- **Data section**
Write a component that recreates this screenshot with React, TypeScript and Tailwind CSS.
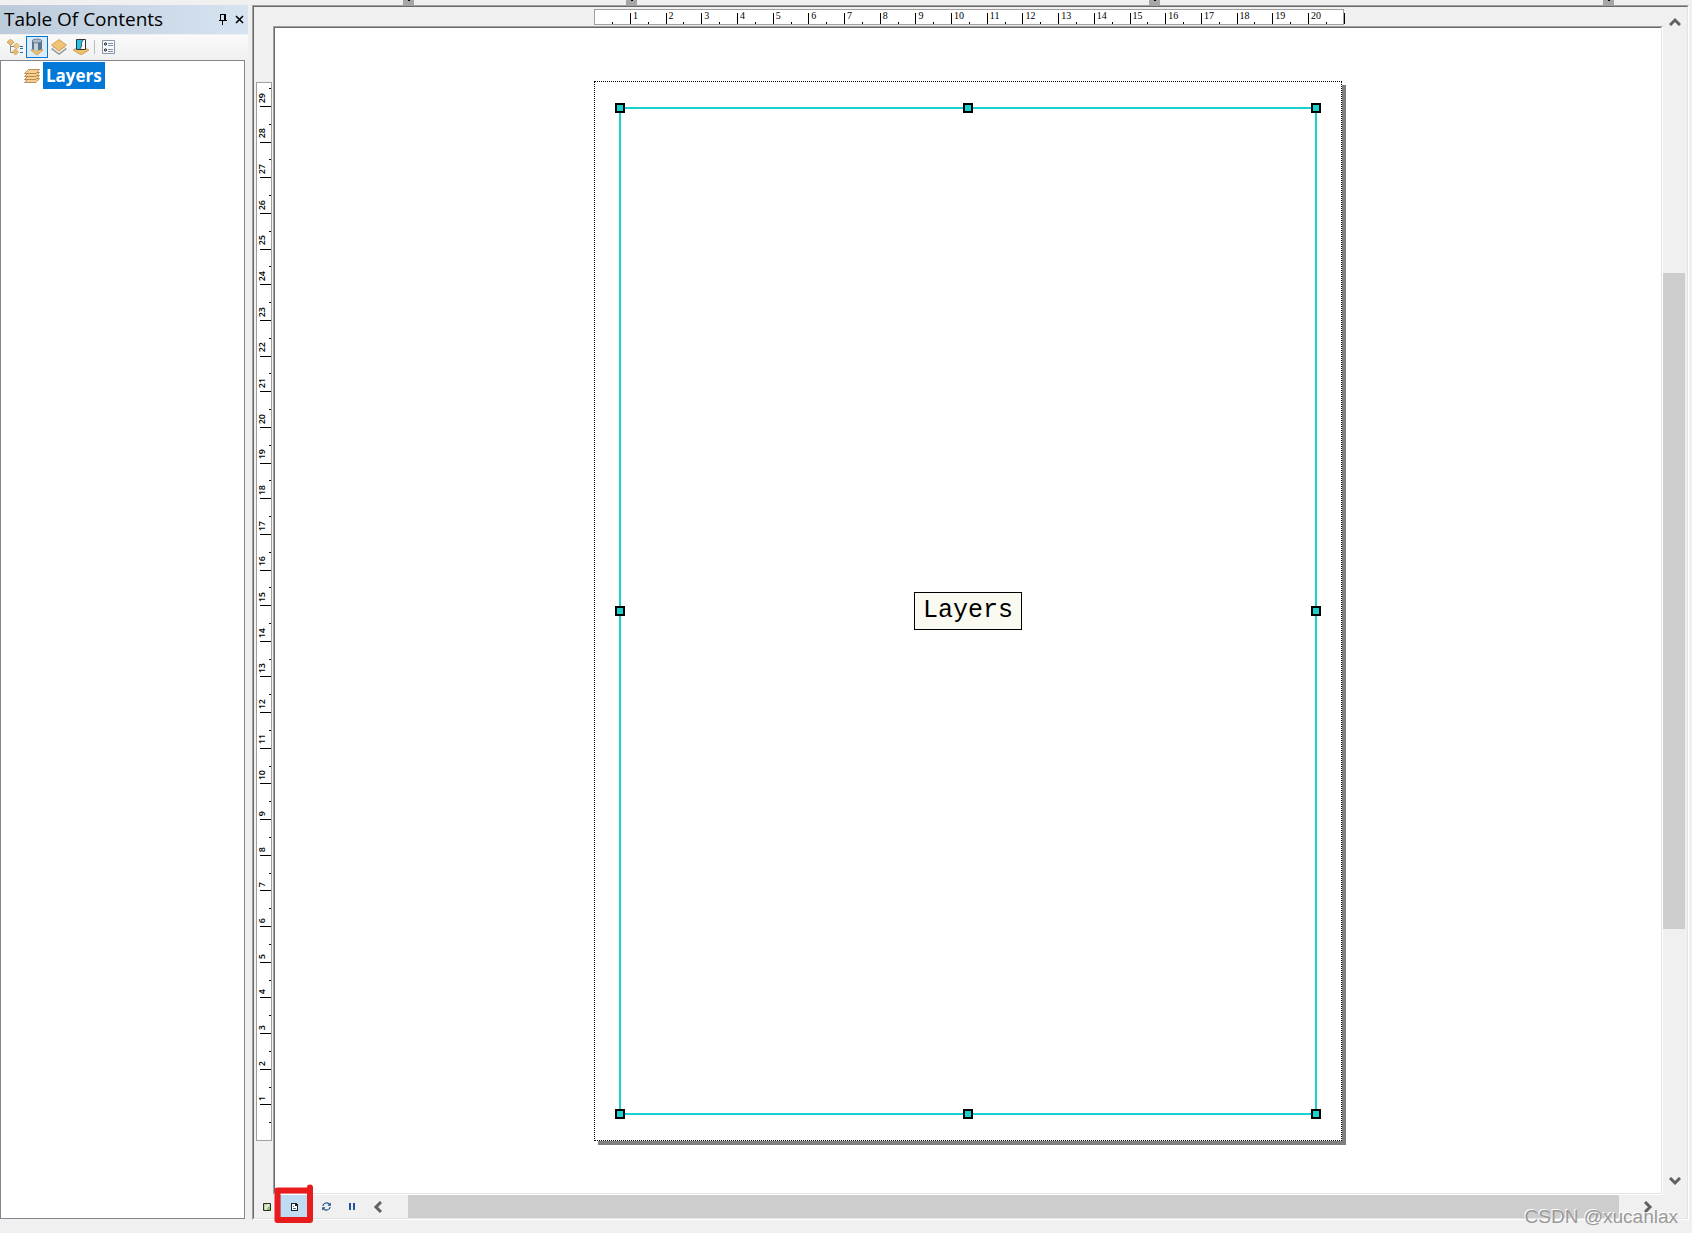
import type { ReactNode } from "react";

const PAGE_WIDTH_CM = 21;
const PAGE_HEIGHT_CM = 29.7;

const range = (n: number) => Array.from({ length: n }, (_, i) => i);

const HANDLES = [
  "left-0 top-0",
  "left-1/2 top-0",
  "left-full top-0",
  "left-0 top-1/2",
  "left-full top-1/2",
  "left-0 top-full",
  "left-1/2 top-full",
  "left-full top-full",
];

/* ---------- icons ---------- */

function PinIcon() {
  return (
    <svg width="8" height="11" viewBox="0 0 8 11" shapeRendering="crispEdges">
      <path d="M1 0h6v1H1zM1 0h1v6H1zM5 0h2v6H5zM0 6h8v1H0zM3 7h1v4H3z" fill="black" />
    </svg>
  );
}

function CloseIcon() {
  return (
    <svg width="9" height="9" viewBox="0 0 9 9">
      <path d="M1 1l7 7M8 1l-7 7" stroke="black" strokeWidth="1.6" />
    </svg>
  );
}

function DrawingOrderIcon() {
  return (
    <svg width="16" height="16" viewBox="0 0 16 16">
      <path d="M3.500 6v7.500H7M4 7.500h4" fill="none" stroke="#8a8a8a" />
      <path d="M3.500 0L7 3.200 3.500 6.500 0 3.200z" fill="#e9bd6c" stroke="#c2914a" strokeWidth=".7" />
      <path d="M9.500 4L12.500 7l-3 3-3-3z" fill="#f3cd80" stroke="#c2914a" strokeWidth=".7" />
      <path d="M8.500 10l3 3-3 3-3-3z" fill="#e9bd6c" stroke="#c2914a" strokeWidth=".7" />
      <path d="M13 7.500h3M13 9.500h3M13 13.500h3" stroke="#1f6f9c" />
    </svg>
  );
}

function SourceIcon() {
  return (
    <svg width="16" height="18" viewBox="0 0 16 18">
      <path d="M2 12l6-3 6 3-6 5z" fill="#efc06a" stroke="#c08b3a" strokeWidth=".7" />
      <path d="M3 3v7.500c0 2.500 10 2.500 10 0V3z" fill="#5f7488" />
      <path d="M5 4v8c1 .6 3 .8 4 .6V4z" fill="#c3d3e2" />
      <ellipse cx="8" cy="3" rx="5" ry="2" fill="#a9bccd" stroke="#4c5f70" strokeWidth=".7" />
    </svg>
  );
}

function VisibilityIcon() {
  return (
    <svg width="16" height="16" viewBox="0 0 16 16">
      <path d="M0 10l8-5 8 5-8 6z" fill="#8e8e8e" />
      <path d="M1.500 9.500L8 5l6.500 4.500L8 14.500z" fill="#e8e8e8" />
      <path d="M.5 6L8 .5 15.500 6 8 12z" fill="#f0c474" stroke="#c08b3a" strokeWidth=".7" />
    </svg>
  );
}

function SelectionIcon() {
  return (
    <svg width="16" height="16" viewBox="0 0 16 16">
      <path d="M0 11l8-4 8 4-8 5z" fill="#efc06a" stroke="#c08b3a" strokeWidth=".7" />
      <path d="M3.500.5h9v10h-9z" fill="white" stroke="#333" />
      <path d="M4 1h6l-2 4 1 1-2 4H4z" fill="#22c3e6" />
      <path d="M10 1L8 5l1 1-2 4" fill="none" stroke="#333" strokeWidth=".8" />
    </svg>
  );
}

function OptionsIcon() {
  return (
    <svg width="13" height="14" viewBox="0 0 13 14">
      <path d="M.5.500h12v13H.5z" fill="#f8fafd" stroke="#8a97a6" />
      <circle cx="3.500" cy="4" r="1.100" fill="none" stroke="#111" />
      <circle cx="3.500" cy="10" r="1.100" fill="none" stroke="#111" />
      <path d="M6 3.500h5M6 5.500h5M6 9.500h5M6 11.500h5" stroke="#7d93ad" />
    </svg>
  );
}

function LayersIcon() {
  return (
    <svg width="16" height="14" viewBox="0 0 16 14" className="shrink-0">
      {[9, 6, 3, 0].map((y) => (
        <path
          key={y}
          d={`M4.500 ${y + 0.5}L15.500 ${y + 0.5} 12 ${y + 4.5} .5 ${y + 4.5}z`}
          fill="#f3cf94"
          stroke="#b07a34"
          strokeWidth=".8"
        />
      ))}
    </svg>
  );
}

function DataViewIcon() {
  return (
    <svg width="8" height="8" viewBox="0 0 8 8">
      <path d="M.5.500h7v7h-7z" fill="#b9d67c" stroke="#2d2d2d" />
      <path d="M4 1h3L3 7H2V4z" fill="#d9ecf2" />
      <path d="M5 4h2v3H4z" fill="#8cc25a" />
    </svg>
  );
}

function LayoutViewIcon() {
  return (
    <svg width="7" height="8" viewBox="0 0 7 8" shapeRendering="crispEdges">
      <path d="M0 0h5l2 2v6H0z" fill="#222" />
      <path d="M1 1h3v2h2v4H1z" fill="white" />
      <path d="M2 3h1v1H2zM2 5h3v1H2z" fill="#3c6fa8" />
    </svg>
  );
}

function RefreshIcon() {
  return (
    <svg width="9" height="9" viewBox="0 0 9 9">
      <path
        d="M.8 4C1.500.5 6 0 7.500 2.500M8.200 5C7.500 8.500 3 9 1.500 6.500"
        fill="none"
        stroke="#124a86"
        strokeWidth="1.200"
      />
      <path d="M8.800.5v3.300H5.500zM.2 8.500V5.200h3.300z" fill="#124a86" />
    </svg>
  );
}

function PauseIcon() {
  return (
    <svg width="6" height="7" viewBox="0 0 6 7" shapeRendering="crispEdges">
      <path d="M0 0h2v7H0zM4 0h2v7H4z" fill="#1e55a0" />
    </svg>
  );
}

function Chevron({ d, w, h }: { d: string; w: number; h: number }) {
  return (
    <svg width={w} height={h} viewBox={`0 0 ${w} ${h}`}>
      <path d={d} fill="none" stroke="#606060" strokeWidth="3" />
    </svg>
  );
}

/* ---------- table of contents ---------- */

function ToolButton({ label, active, children }: { label: string; active?: boolean; children: ReactNode }) {
  return (
    <button
      type="button"
      aria-label={label}
      className={
        active
          ? "flex size-[22px] items-center justify-center border border-[#0078d7] bg-[#dcebf8]"
          : "flex size-[22px] items-center justify-center"
      }
    >
      {children}
    </button>
  );
}

function TableOfContents() {
  return (
    <aside className="flex w-[248px] shrink-0 flex-col pt-[5px]">
      <header className="flex h-[29px] items-center bg-linear-to-r from-[#bccbda] to-[#d6e3f1] pr-1 pl-1">
        <h1 className="flex-1 text-[19px] leading-[29px] whitespace-nowrap">Table Of Contents</h1>
        <button type="button" aria-label="Auto hide" className="mr-2">
          <PinIcon />
        </button>
        <button type="button" aria-label="Close">
          <CloseIcon />
        </button>
      </header>
      <div className="mt-px flex h-[25px] items-center bg-linear-to-b from-[#fafafa] to-[#f0f0f0] pb-px pl-1">
        <ToolButton label="List By Drawing Order">
          <DrawingOrderIcon />
        </ToolButton>
        <ToolButton label="List By Source" active>
          <SourceIcon />
        </ToolButton>
        <ToolButton label="List By Visibility">
          <VisibilityIcon />
        </ToolButton>
        <ToolButton label="List By Selection">
          <SelectionIcon />
        </ToolButton>
        <span className="mx-0.5 h-[14px] w-px bg-[#bdbdbd]" />
        <ToolButton label="Options">
          <OptionsIcon />
        </ToolButton>
      </div>
      <div className="mr-[3px] mb-[14px] flex-1 border border-[#828790] bg-white pt-px pl-[23px]">
        <div className="flex items-center gap-[3px]">
          <LayersIcon />
          <span className="bg-[#0078d7] px-[3px] text-[17px] leading-[27px] font-bold text-white">Layers</span>
        </div>
      </div>
    </aside>
  );
}

/* ---------- rulers ---------- */

function HorizontalRuler() {
  return (
    <div className="relative flex h-4 w-[54%] bg-white py-px font-['Liberation_Serif',serif] text-[10px] leading-[9px] inset-ring inset-ring-[#a0a0a0]">
      {range(PAGE_WIDTH_CM).map((cm) => (
        <div key={cm} className="relative flex min-w-0 flex-1 items-end">
          {cm > 0 && (
            <>
              <span className="h-[11px] w-px shrink-0 bg-black" />
              <span className="self-start pt-px pl-0.5">{cm}</span>
            </>
          )}
          <span className="absolute bottom-0 left-1/2 h-0.5 w-px bg-black" />
        </div>
      ))}
      <span className="absolute bottom-px left-full h-[11px] w-px bg-black" />
    </div>
  );
}

function VerticalRuler() {
  const cells = range(Math.ceil(PAGE_HEIGHT_CM));
  return (
    <div className="flex h-full flex-col-reverse bg-white px-px text-[9px] leading-[9px] font-semibold inset-ring inset-ring-[#a0a0a0]">
      {cells.map((cm) => {
        const size = Math.min(1, PAGE_HEIGHT_CM - cm);
        return (
          <div
            key={cm}
            className="relative flex min-h-0 basis-0 flex-col items-end justify-end"
            style={{ flexGrow: size }}
          >
            {cm > 0 && (
              <>
                <span className="mb-[3px] shrink-0 rotate-180 self-start [writing-mode:vertical-rl]">{cm}</span>
                <span className="h-px w-[11px] shrink-0 bg-black" />
              </>
            )}
            <span className="absolute right-0 h-px w-0.5 bg-black" style={{ bottom: `${50 / size}%` }} />
          </div>
        );
      })}
    </div>
  );
}

/* ---------- layout view ---------- */

function LayoutPage() {
  return (
    <div className="flex min-h-0 flex-1 justify-center border-t border-l border-[#696969] bg-white pt-[53px] pb-[52px]">
      <div className="flex w-[54%] border border-dotted border-black bg-white px-6 py-[25px] shadow-[4px_4px_0_0_#808080]">
        <div className="relative flex flex-1 items-center justify-center border-2 border-[#18d1d1]">
          <div className="border border-black bg-[#fafaf0] px-2 font-['Liberation_Mono',monospace] text-[25px] leading-9">
            Layers
          </div>
          <div className="absolute -inset-px">
            {HANDLES.map((place) => (
              <span
                key={place}
                className={`absolute size-[10px] -translate-x-1/2 -translate-y-1/2 border-2 border-black bg-[#18d1d1] ${place}`}
              />
            ))}
          </div>
        </div>
      </div>
    </div>
  );
}

function VerticalScrollbar() {
  return (
    <div className="mb-[23px] flex w-6 shrink-0 flex-col">
      <button type="button" aria-label="Scroll up" className="flex h-7 items-center justify-center">
        <Chevron w={12} h={9} d="M1 8l5-5 5 5" />
      </button>
      <div className="relative flex-1">
        <div className="absolute top-[21%] right-0.5 left-0 h-[58%] bg-[#cdcdcd]" />
      </div>
      <button type="button" aria-label="Scroll down" className="flex h-7 items-center justify-center">
        <Chevron w={12} h={9} d="M1 1l5 5 5-5" />
      </button>
    </div>
  );
}

function ViewBar() {
  return (
    <div className="relative flex h-[23px] shrink-0 items-center">
      <button type="button" aria-label="Data View" className="flex h-full w-[25px] items-center justify-center">
        <DataViewIcon />
      </button>
      <button
        type="button"
        aria-label="Layout View"
        className="ml-px flex h-full w-7 items-center justify-center border-x border-[#90c4ee] bg-[#c0dcf3]"
      >
        <LayoutViewIcon />
      </button>
      <button type="button" aria-label="Refresh" className="ml-[5px] flex h-full w-[26px] items-center justify-center">
        <RefreshIcon />
      </button>
      <button type="button" aria-label="Pause Drawing" className="flex h-full w-[26px] items-center justify-center">
        <PauseIcon />
      </button>
      <button type="button" aria-label="Scroll left" className="flex h-full w-6 items-center justify-center">
        <Chevron w={9} h={12} d="M8 1L3 6l5 5" />
      </button>
      <div className="ml-[19px] h-full flex-1 bg-[#cdcdcd]" />
      <button type="button" aria-label="Scroll right" className="ml-[14px] flex h-full w-[30px] items-center justify-center">
        <Chevron w={9} h={12} d="M1 1l5 5-5 5" />
      </button>
      {/* hand-drawn marker round the layout view button */}
      <svg className="pointer-events-none absolute -top-[11px] left-5" width="40" height="40" viewBox="0 0 40 40">
        <path
          d="M3.500 6.500H36V36H3.500zM36 3.500V7"
          fill="none"
          stroke="#e81c1c"
          strokeWidth="6"
          strokeLinecap="round"
          strokeLinejoin="round"
        />
      </svg>
    </div>
  );
}

export default function App() {
  return (
    <div className="relative flex h-screen overflow-hidden bg-[#f0f0f0] font-['Open_Sans','Noto_Sans',sans-serif] text-black">
      <TableOfContents />
      <div className="ml-1 flex min-w-0 flex-1 flex-col">
        {/* grips of the docked toolbars above */}
        <div className="relative h-[5px] shrink-0">
          {["left-[10.5%]", "left-[26%]", "left-[62.3%]", "left-[93.8%]"].map((place) => (
            <span key={place} className={`absolute top-0 h-[5px] w-[11px] bg-[#a6a6a6] ${place}`}>
              <span className="absolute top-0 left-[5px] h-px w-0.5 bg-black" />
            </span>
          ))}
        </div>
        <main className="mr-[3px] mb-[13px] flex min-h-0 flex-1 border border-t-[#a0a0a0] border-r-white border-b-white border-l-[#a0a0a0]">
          <div className="flex min-w-0 flex-1 border border-t-[#696969] border-r-[#e3e3e3] border-b-[#e3e3e3] border-l-[#696969]">
            <div className="flex min-w-0 flex-1 flex-col">
              <div className="flex min-h-0 flex-1">
                <div className="w-[19px] shrink-0 pt-[75px] pr-px pb-[54px] pl-0.5">
                  <VerticalRuler />
                </div>
                <div className="flex min-w-0 flex-1 flex-col">
                  <div className="flex h-[19px] shrink-0 justify-center pt-0.5 pl-0.5">
                    <HorizontalRuler />
                  </div>
                  <div className="flex min-h-0 flex-1 border border-t-[#a0a0a0] border-r-white border-b-white border-l-[#a0a0a0]">
                    <div className="flex min-w-0 flex-1 border-r border-b border-[#e3e3e3]">
                      <LayoutPage />
                    </div>
                  </div>
                </div>
              </div>
              <ViewBar />
            </div>
            <VerticalScrollbar />
          </div>
        </main>
      </div>
      <p className="pointer-events-none absolute right-[14px] bottom-1 font-['Liberation_Sans',sans-serif] text-[19px] leading-6 text-[#999999] [text-shadow:-1px_-1px_0_#ffffff]">
        CSDN @xucanlax
      </p>
    </div>
  );
}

- **Exercise instructions**
Go from the first line of the listing to the line holding "icons ---------- */" and, please, transcribe those lines exactly, both included, with no pictures.

- **Solution to this exercise**
Write a component that recreates this screenshot with React, TypeScript and Tailwind CSS.
import type { ReactNode } from "react";

const PAGE_WIDTH_CM = 21;
const PAGE_HEIGHT_CM = 29.7;

const range = (n: number) => Array.from({ length: n }, (_, i) => i);

const HANDLES = [
  "left-0 top-0",
  "left-1/2 top-0",
  "left-full top-0",
  "left-0 top-1/2",
  "left-full top-1/2",
  "left-0 top-full",
  "left-1/2 top-full",
  "left-full top-full",
];

/* ---------- icons ---------- */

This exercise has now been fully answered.